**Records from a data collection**
---

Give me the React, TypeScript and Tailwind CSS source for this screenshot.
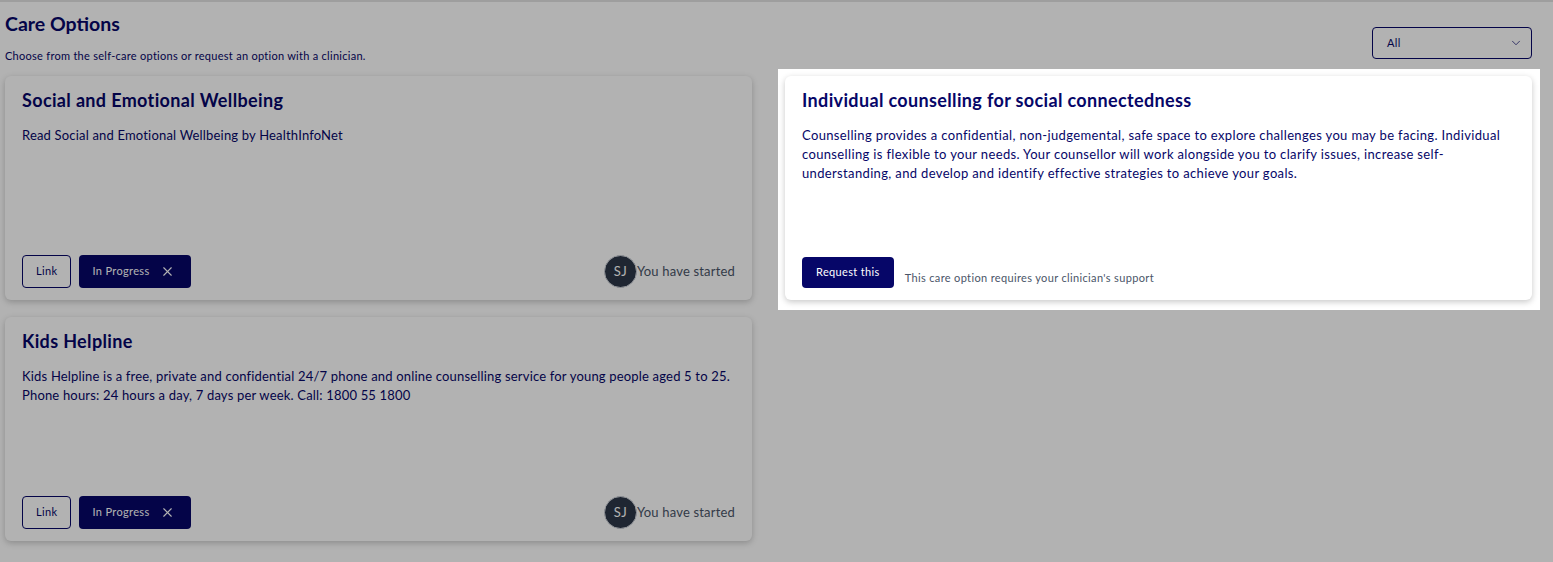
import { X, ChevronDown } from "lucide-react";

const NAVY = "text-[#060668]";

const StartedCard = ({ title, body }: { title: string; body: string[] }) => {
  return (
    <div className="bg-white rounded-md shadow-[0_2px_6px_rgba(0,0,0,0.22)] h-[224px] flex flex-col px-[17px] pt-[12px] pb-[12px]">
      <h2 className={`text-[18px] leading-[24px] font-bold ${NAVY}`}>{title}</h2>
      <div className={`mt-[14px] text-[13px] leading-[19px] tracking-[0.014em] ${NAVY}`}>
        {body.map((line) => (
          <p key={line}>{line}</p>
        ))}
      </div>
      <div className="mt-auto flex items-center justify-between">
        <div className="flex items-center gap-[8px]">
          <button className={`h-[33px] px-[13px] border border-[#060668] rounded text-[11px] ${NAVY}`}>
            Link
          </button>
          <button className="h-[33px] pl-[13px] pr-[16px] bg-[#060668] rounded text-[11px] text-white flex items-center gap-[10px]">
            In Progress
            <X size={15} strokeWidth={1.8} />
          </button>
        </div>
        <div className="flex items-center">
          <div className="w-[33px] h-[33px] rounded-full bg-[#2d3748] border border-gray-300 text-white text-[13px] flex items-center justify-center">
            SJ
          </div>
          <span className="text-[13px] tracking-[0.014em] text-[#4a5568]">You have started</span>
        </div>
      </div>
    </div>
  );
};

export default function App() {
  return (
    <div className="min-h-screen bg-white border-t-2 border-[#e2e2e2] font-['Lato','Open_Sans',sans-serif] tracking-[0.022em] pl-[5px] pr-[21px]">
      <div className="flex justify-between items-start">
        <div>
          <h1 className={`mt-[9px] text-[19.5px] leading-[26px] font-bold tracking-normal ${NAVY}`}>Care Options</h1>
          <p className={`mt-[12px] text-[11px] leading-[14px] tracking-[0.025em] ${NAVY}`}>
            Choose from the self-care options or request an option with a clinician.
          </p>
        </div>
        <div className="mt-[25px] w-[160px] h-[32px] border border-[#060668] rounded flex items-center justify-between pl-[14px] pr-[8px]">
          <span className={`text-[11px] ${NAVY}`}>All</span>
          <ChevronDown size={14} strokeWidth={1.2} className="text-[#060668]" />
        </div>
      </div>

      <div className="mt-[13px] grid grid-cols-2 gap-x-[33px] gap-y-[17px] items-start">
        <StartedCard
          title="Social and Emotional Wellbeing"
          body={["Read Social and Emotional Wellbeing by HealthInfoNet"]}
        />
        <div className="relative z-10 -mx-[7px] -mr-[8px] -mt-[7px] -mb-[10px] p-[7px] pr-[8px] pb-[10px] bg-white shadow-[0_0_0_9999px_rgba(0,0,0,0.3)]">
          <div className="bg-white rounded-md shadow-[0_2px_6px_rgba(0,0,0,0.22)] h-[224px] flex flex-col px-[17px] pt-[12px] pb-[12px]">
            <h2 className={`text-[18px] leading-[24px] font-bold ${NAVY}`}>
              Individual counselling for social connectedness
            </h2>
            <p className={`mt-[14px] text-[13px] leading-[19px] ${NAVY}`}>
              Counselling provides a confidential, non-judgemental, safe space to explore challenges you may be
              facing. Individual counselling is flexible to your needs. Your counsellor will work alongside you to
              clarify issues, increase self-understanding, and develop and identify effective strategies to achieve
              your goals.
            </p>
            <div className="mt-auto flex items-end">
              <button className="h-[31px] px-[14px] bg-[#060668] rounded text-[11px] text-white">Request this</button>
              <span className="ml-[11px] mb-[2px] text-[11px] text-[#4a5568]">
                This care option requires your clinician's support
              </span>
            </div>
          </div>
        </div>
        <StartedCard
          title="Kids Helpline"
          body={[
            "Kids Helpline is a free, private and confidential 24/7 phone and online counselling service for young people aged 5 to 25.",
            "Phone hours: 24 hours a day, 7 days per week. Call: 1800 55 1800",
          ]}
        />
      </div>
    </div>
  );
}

---

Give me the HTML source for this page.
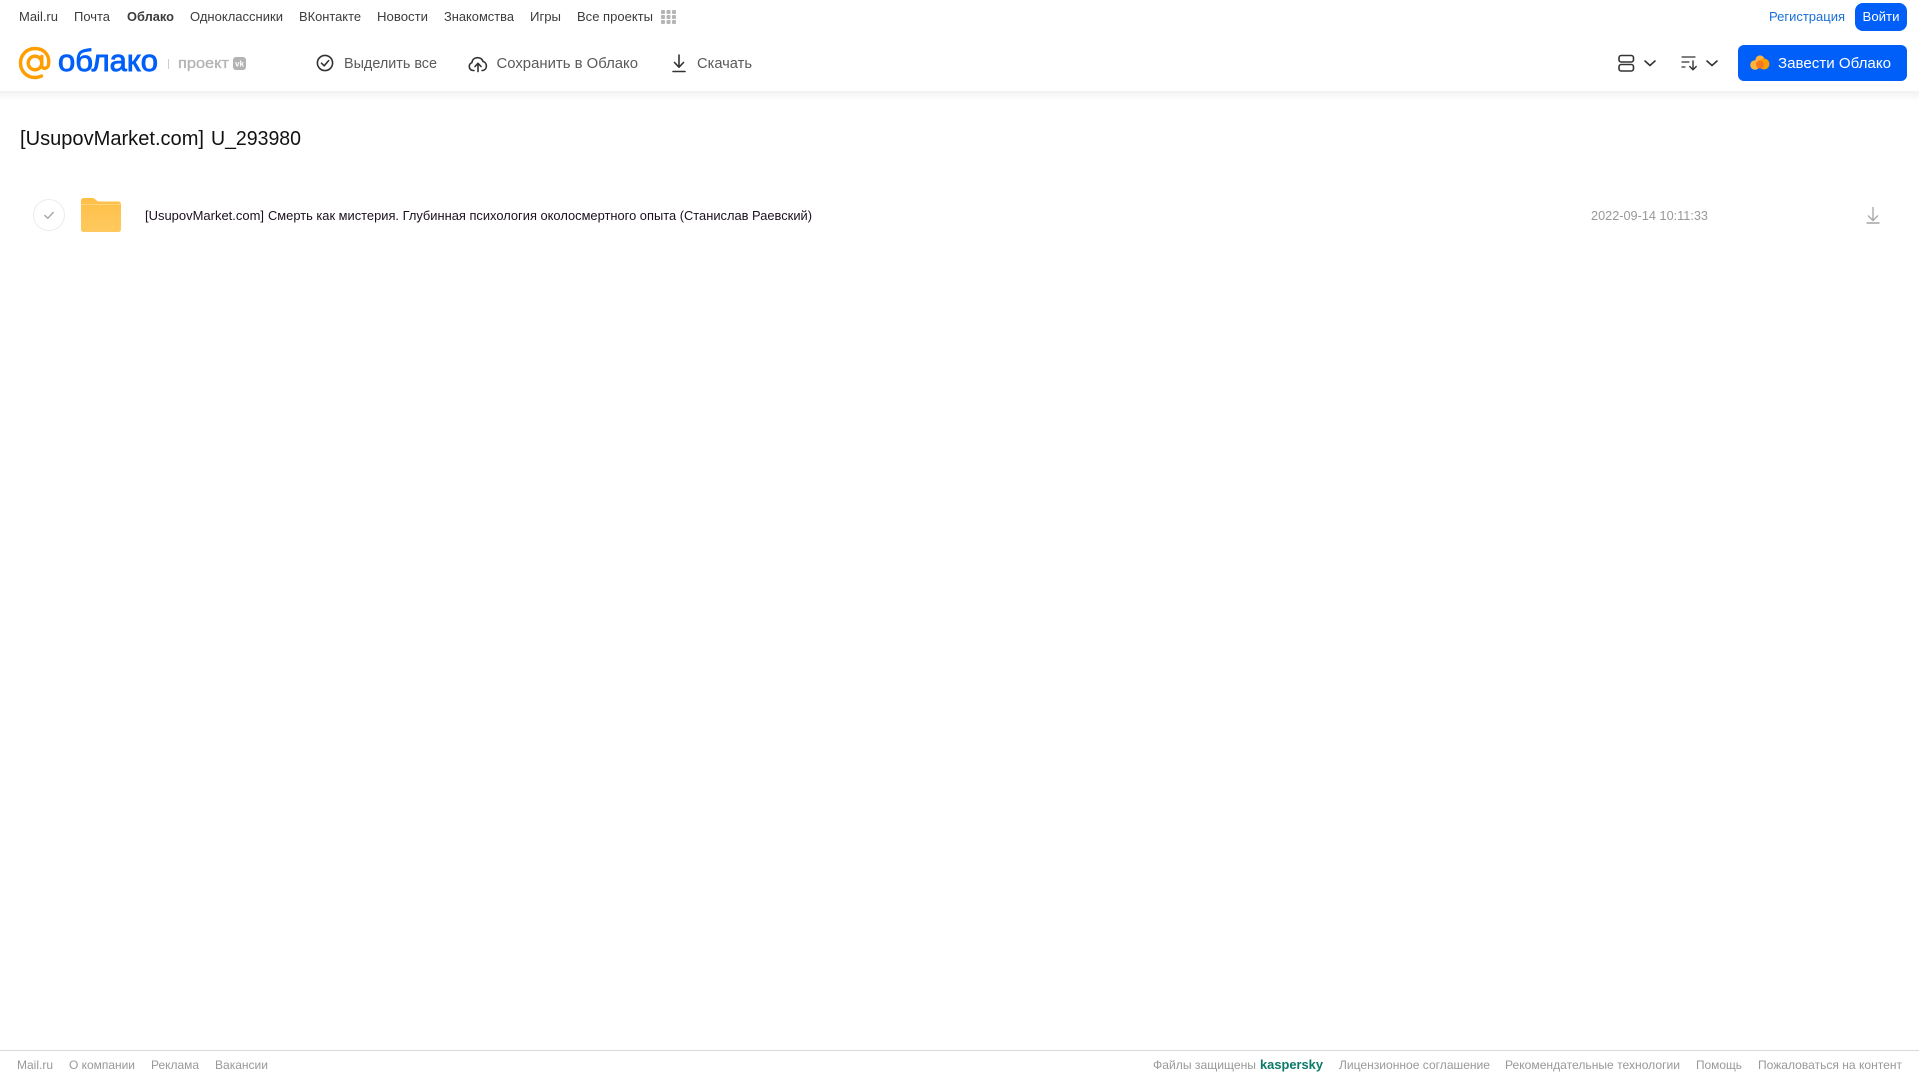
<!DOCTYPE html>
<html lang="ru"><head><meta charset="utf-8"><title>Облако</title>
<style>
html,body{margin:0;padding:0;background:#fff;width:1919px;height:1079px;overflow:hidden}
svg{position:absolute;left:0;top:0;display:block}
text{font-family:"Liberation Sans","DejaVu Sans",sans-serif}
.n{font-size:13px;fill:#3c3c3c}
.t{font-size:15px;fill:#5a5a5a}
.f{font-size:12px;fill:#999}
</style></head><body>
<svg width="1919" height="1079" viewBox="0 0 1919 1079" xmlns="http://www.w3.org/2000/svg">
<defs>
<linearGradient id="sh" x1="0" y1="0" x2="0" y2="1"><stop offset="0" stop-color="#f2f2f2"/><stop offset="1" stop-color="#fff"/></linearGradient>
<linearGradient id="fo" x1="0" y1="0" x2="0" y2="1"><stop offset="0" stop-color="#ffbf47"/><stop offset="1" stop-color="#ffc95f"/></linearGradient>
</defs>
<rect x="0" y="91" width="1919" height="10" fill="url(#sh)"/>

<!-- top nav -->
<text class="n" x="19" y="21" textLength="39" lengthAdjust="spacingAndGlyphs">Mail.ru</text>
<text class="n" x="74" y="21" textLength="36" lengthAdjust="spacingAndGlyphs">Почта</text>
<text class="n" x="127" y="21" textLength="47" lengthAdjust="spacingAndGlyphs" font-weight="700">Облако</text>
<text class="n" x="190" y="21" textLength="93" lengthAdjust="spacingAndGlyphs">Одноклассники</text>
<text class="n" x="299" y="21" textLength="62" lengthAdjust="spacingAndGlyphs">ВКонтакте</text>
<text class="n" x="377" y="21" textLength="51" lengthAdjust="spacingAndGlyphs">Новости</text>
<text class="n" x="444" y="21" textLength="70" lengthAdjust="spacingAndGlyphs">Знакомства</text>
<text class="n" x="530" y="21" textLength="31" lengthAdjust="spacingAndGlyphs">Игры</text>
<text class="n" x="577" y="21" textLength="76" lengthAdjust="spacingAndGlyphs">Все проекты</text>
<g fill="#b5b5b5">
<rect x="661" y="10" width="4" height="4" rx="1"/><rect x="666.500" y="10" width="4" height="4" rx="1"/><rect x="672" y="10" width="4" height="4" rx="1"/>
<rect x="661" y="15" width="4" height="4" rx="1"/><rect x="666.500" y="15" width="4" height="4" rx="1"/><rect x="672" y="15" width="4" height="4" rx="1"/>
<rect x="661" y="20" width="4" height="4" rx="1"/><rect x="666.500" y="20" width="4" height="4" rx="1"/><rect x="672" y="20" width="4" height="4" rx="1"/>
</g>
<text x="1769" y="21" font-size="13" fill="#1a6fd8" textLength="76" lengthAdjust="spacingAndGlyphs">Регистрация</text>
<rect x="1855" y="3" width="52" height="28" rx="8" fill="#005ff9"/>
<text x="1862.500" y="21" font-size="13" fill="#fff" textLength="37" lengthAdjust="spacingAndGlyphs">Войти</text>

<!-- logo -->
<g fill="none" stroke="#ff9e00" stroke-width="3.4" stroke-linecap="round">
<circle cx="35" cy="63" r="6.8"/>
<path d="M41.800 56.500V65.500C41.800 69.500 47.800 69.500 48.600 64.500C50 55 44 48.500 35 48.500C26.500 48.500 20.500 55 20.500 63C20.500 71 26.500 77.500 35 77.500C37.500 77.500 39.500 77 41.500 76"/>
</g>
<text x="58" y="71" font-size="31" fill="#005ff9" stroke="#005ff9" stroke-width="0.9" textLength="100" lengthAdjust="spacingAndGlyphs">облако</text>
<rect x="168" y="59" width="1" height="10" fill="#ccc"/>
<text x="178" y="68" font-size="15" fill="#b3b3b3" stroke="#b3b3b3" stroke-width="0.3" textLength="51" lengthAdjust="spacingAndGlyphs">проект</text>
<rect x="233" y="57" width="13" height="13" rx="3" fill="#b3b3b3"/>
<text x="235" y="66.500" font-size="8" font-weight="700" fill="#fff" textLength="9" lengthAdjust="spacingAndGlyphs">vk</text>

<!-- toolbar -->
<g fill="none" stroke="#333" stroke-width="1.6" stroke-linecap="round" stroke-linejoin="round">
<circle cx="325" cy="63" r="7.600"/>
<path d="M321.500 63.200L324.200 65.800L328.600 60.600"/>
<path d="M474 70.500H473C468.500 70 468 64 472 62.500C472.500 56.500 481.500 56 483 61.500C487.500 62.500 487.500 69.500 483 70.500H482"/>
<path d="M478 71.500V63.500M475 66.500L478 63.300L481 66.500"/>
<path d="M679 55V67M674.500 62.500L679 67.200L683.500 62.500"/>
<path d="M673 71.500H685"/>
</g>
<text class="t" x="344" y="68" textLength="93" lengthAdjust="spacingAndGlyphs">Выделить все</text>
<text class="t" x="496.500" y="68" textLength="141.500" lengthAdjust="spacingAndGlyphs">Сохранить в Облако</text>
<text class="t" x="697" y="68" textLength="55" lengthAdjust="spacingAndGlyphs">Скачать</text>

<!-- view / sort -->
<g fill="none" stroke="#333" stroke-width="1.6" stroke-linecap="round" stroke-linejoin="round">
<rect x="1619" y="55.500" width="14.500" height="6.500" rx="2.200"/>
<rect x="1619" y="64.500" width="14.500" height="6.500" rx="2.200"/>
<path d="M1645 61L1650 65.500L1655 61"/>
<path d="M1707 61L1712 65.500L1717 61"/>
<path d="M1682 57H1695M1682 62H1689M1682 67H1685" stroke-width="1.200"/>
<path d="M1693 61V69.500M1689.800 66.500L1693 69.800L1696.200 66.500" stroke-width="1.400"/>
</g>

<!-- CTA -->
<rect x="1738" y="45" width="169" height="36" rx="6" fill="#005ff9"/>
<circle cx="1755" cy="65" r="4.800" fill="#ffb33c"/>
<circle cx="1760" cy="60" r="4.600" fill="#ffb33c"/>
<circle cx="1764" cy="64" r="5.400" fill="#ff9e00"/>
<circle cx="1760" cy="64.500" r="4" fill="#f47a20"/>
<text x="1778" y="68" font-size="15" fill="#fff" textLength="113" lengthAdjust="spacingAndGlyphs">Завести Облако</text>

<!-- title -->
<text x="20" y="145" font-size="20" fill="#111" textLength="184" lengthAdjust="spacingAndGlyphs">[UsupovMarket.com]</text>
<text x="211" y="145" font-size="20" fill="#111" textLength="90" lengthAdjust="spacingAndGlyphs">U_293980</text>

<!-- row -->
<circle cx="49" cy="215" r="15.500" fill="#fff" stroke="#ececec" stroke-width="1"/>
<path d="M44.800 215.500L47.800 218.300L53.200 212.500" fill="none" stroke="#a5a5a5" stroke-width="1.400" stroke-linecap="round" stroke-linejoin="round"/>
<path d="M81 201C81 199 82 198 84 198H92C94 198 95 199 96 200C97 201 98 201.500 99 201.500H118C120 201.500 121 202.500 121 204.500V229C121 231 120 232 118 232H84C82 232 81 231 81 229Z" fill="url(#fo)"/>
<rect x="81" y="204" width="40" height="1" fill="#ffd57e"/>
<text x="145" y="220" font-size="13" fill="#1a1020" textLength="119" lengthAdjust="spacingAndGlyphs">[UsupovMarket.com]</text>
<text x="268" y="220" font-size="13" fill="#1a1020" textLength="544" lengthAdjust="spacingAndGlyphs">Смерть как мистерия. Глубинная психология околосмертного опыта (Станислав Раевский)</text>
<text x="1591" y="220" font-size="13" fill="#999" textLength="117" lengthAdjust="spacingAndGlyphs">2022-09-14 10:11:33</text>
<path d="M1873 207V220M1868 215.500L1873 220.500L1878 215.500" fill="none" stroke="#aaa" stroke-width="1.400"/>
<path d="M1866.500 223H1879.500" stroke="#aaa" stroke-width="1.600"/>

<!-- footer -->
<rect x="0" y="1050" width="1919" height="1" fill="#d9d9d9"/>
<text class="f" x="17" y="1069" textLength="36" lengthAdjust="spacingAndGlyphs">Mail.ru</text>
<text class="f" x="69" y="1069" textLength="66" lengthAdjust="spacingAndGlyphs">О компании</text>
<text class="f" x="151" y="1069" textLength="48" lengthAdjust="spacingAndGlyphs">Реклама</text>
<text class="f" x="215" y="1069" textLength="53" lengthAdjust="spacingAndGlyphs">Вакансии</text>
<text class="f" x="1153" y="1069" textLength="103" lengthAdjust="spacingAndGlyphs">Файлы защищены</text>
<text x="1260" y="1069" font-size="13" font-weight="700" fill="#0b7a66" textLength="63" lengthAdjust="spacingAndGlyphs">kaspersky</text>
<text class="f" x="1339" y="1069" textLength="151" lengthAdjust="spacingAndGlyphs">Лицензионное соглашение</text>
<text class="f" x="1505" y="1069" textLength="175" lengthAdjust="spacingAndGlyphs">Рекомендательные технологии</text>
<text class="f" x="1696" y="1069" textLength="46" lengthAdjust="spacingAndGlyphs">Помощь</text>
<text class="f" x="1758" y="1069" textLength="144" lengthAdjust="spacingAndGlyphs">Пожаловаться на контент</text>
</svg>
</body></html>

---

**Work required**
The word "Give" may occur in lines of the records. Report how many such lines there are, giving only the number.

**Response**
2